### Work to complete
Your answer is a single number: how many lines hold the word "drawn"?

### Stored data
====

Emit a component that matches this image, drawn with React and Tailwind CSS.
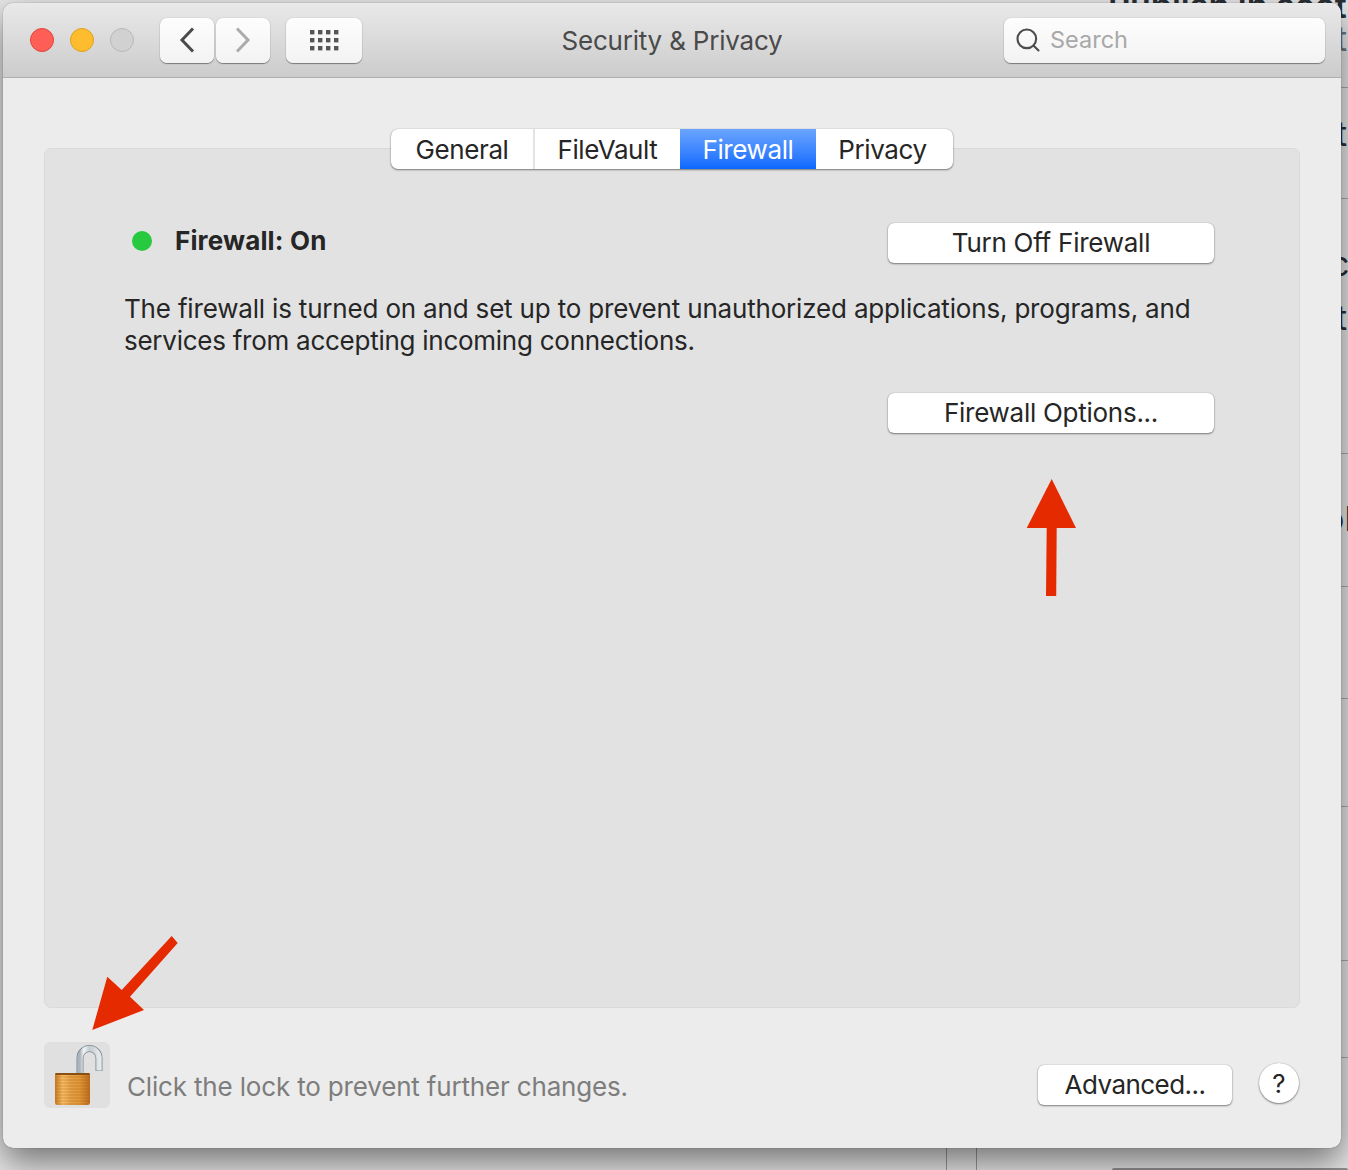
import React from "react";
import { Search } from "lucide-react";

const FONT = "font-['Inter','Noto_Sans',sans-serif]";

// macOS style white push button
const MacButton = ({ children, className = "" }) => (
  <button className={`flex items-center justify-center rounded-[6px] bg-white text-[26px] leading-none text-[#262626] shadow-[0_1px_2px_rgba(0,0,0,0.45),0_0_1px_rgba(0,0,0,0.35)] ${className}`}>
    {children}
  </button>
);

const ToolButton = ({ children, className = "" }) => (
  <div className={`flex h-[45px] items-center justify-center rounded-[7px] bg-gradient-to-b from-[#fdfdfd] to-[#f3f3f3] shadow-[0_1px_1px_rgba(0,0,0,0.4),0_0_1px_rgba(0,0,0,0.35)] ${className}`}>
    {children}
  </div>
);

const Chevron = ({ points, color }) => (
  <svg width="16" height="26" viewBox="0 0 16 26">
    <polyline points={points} fill="none" stroke={color} strokeWidth="3" />
  </svg>
);

const GridIcon = () => (
  <svg width="30" height="22" viewBox="0 0 30 22" fill="#555">
    {[0, 8, 16].map((y) =>
      [0, 8, 16, 24].map((x) => <rect key={`${x}-${y}`} x={x + 1} y={y + 1} width="4.4" height="4.4" />)
    )}
  </svg>
);

const Tab = ({ label, active, className = "" }) => (
  <div className={`flex h-full items-center justify-center text-[26px] tracking-[-0.4px] ${active ? "bg-gradient-to-b from-[#6aa5ff] to-[#0a68fe] text-white" : "text-[#262626]"} ${className}`}>
    {label}
  </div>
);

const OpenLock = () => (
  <svg width="66" height="66" viewBox="0 0 66 66">
    <defs>
      <linearGradient id="shackle" x1="0" y1="0" x2="1" y2="0">
        <stop offset="0" stopColor="#aab4bc" />
        <stop offset="0.2" stopColor="#f2f5f6" />
        <stop offset="0.5" stopColor="#c3ccd2" />
        <stop offset="1" stopColor="#e3e8ea" />
      </linearGradient>
      <linearGradient id="brass" x1="0" y1="0" x2="1" y2="0">
        <stop offset="0" stopColor="#c77a22" />
        <stop offset="0.22" stopColor="#f6bd66" />
        <stop offset="0.45" stopColor="#e6a248" />
        <stop offset="0.7" stopColor="#e09838" />
        <stop offset="1" stopColor="#bb6c1e" />
      </linearGradient>
    </defs>
    <path d="M36 33 V16 A9.5 9.5 0 0 1 55 16 V29" fill="none" stroke="#7f8b95" strokeWidth="7" />
    <path d="M36 33 V16 A9.5 9.5 0 0 1 55 16 V28.5" fill="none" stroke="url(#shackle)" strokeWidth="5.4" />
    <path d="M12 31 H45 Q46 31 46 33 L46 60 Q46 63 43 63 H14 Q11 63 11 60 L11 33 Q11 31 12 31 Z" fill="url(#brass)" />
    {[35, 38, 41, 44, 47, 50, 53, 56, 59, 62].map((y) => (
      <line key={y} x1="11" x2="46" y1={y} y2={y} stroke="#a3590f" strokeOpacity="0.35" strokeWidth="1" />
    ))}
    <rect x="11.5" y="31" width="34" height="2" fill="#8a4f14" />
  </svg>
);

// Red annotation arrows drawn on top of the window
const ArrowUp = () => (
  <svg className="absolute left-[1026px] top-[478px]" width="52" height="120" viewBox="0 0 52 120">
    <polygon points="25.7,1 50,50 0.7,50" fill="#e62a00" />
    <polygon points="20.7,49 30.7,49 30.2,118 20,118" fill="#e62a00" />
  </svg>
);

const ArrowDownLeft = () => (
  <svg className="absolute left-[90px] top-[934px]" width="90" height="100" viewBox="0 0 90 100">
    <polygon points="81.7,2 31.7,56 17.3,42.7 2.3,96 54,76 40,62.7 87.7,9" fill="#e62a00" />
  </svg>
);

const App = () => {
  return (
    <div className={`relative h-[1170px] w-[1348px] overflow-hidden ${FONT}`}>
      {/* page behind the window */}
      <div className="absolute inset-0 bg-[#e6e6e6]">
        <div className="absolute left-[1108px] top-[-20px] text-[34px] font-semibold text-[#2a2f36]">Publish in sect</div>
        {[87, 198, 453, 586, 698, 806, 960, 1057].map((y) => (
          <div key={y} className="absolute left-[1335px] h-px w-[13px] bg-[#a9a9a9]" style={{ top: y }} />
        ))}
        <div className="absolute left-[1336px] top-[13px] text-[34px] text-[#6b7580]">t</div>
        <div className="absolute left-[1336px] top-[108px] text-[34px] text-[#2a2f36]">t</div>
        <div className="absolute left-[1330px] top-[238px] text-[34px] text-[#2a2f36]">c</div>
        <div className="absolute left-[1336px] top-[292px] text-[34px] text-[#2a2f36]">t</div>
        <div className="absolute left-[1324px] top-[493px] text-[34px] text-[#2a2f36]">ol</div>
        <div className="absolute bottom-0 left-[946px] h-[24px] w-px bg-[#999]" />
        <div className="absolute bottom-0 left-[976px] h-[24px] w-px bg-[#999]" />
        <div className="absolute bottom-0 left-[1112px] h-[2px] w-[236px] rounded-t-[3px] bg-[#8f8f8f]" />
      </div>

      {/* preferences window */}
      <div className="absolute left-[3px] top-[3px] flex h-[1145px] w-[1338px] flex-col overflow-hidden rounded-[10px] bg-[#ececec] shadow-[0_0_1px_rgba(0,0,0,0.6),0_14px_34px_rgba(0,0,0,0.5)]">
        {/* title bar */}
        <div className="relative flex h-[75px] shrink-0 items-center border-b border-[#aeaeae] bg-gradient-to-b from-[#e9e9e9] to-[#cccccc] pl-[27px] pr-[16px]">
          <div className="flex items-center gap-[16px]">
            <span className="h-[24px] w-[24px] rounded-full border border-[#e0443e] bg-[#fd5f57]" />
            <span className="h-[24px] w-[24px] rounded-full border border-[#dea123] bg-[#febc2e]" />
            <span className="h-[24px] w-[24px] rounded-full border border-[#b8b8b8] bg-[#d1d1d1]" />
          </div>
          <div className="ml-[26px] flex gap-[2px]">
            <ToolButton className="w-[54px]">
              <Chevron points="14,1.5 3,13 14,24.5" color="#4a4a4a" />
            </ToolButton>
            <ToolButton className="w-[54px]">
              <Chevron points="2,1.5 13,13 2,24.5" color="#ababab" />
            </ToolButton>
          </div>
          <ToolButton className="ml-[16px] w-[76px]">
            <GridIcon />
          </ToolButton>
          <div className="absolute left-0 top-0 flex h-full w-[1338px] items-center justify-center text-[26px] tracking-[-0.2px] text-[#4a4a4a]">
            Security &amp; Privacy
          </div>
          <div className="relative ml-auto flex h-[45px] w-[321px] items-center gap-[8px] rounded-[7px] bg-gradient-to-b from-[#fdfdfd] to-[#f3f3f3] pl-[10px] text-[23.5px] text-[#a8a8a8] shadow-[0_1px_1px_rgba(0,0,0,0.4),0_0_1px_rgba(0,0,0,0.35)]">
            <Search size={28} strokeWidth={1.8} color="#4d4d4d" />
            <span>Search</span>
          </div>
        </div>

        {/* body */}
        <div className="flex flex-1 flex-col px-[41px] pt-[51px]">
          <div className="z-10 -mb-[21px] flex h-[40px] w-[562px] self-center overflow-hidden rounded-[7px] bg-white shadow-[0_1px_2px_rgba(0,0,0,0.45),0_0_1px_rgba(0,0,0,0.35)]">
            <Tab label="General" className="w-[144px] border-r-2 border-[#e4e4e4]" />
            <Tab label="FileVault" className="w-[145px]" />
            <Tab label="Firewall" active className="w-[136px]" />
            <Tab label="Privacy" className="w-[137px] pr-[4px]" />
          </div>

          <div className="flex h-[860px] flex-col rounded-[7px] border border-[#dadada] bg-[#e2e2e2] pl-[79px] pr-[85px] pt-[74px]">
            <div className="flex h-[40px] items-center justify-between">
              <div className="flex items-center gap-[23px] pb-[4px] pl-[8px]">
                <span className="h-[20px] w-[20px] rounded-full bg-[#27c93f]" />
                <span className="text-[26px] font-bold leading-[32px] tracking-[0.15px] text-[#262626]">Firewall: On</span>
              </div>
              <MacButton className="h-[40px] w-[326px] tracking-[-0.25px]">Turn Off Firewall</MacButton>
            </div>
            <p className="mt-[30px] text-[26px] leading-[32px] tracking-[-0.18px] text-[#262626]">
              The firewall is turned on and set up to prevent unauthorized applications, programs, and
              <br />
              <span className="tracking-[-0.26px]">services from accepting incoming connections.</span>
            </p>
            <MacButton className="mt-[36px] h-[40px] w-[326px] self-end tracking-[-0.27px]">Firewall Options...</MacButton>
          </div>

          {/* footer */}
          <div className="relative mt-[34px] flex items-start">
            <div className="h-[66px] w-[66px] rounded-[6px] bg-[#e0e0e0]">
              <OpenLock />
            </div>
            <span className="ml-[17px] mt-[29px] text-[26px] leading-[32px] tracking-[-0.17px] text-[#7d7d7d]">
              Click the lock to prevent further changes.
            </span>
            <MacButton className="ml-auto mr-[27px] mt-[23px] h-[40px] w-[194px] tracking-[-0.55px]">Advanced...</MacButton>
            <div className="mr-[1px] mt-[21px] flex h-[40px] w-[40px] items-center justify-center rounded-full bg-white text-[26px] text-[#262626] shadow-[0_1px_2px_rgba(0,0,0,0.45),0_0_1px_rgba(0,0,0,0.35)]">
              ?
            </div>
          </div>
        </div>
      </div>

      <ArrowUp />
      <ArrowDownLeft />
    </div>
  );
};

export default App;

====

### Solution
2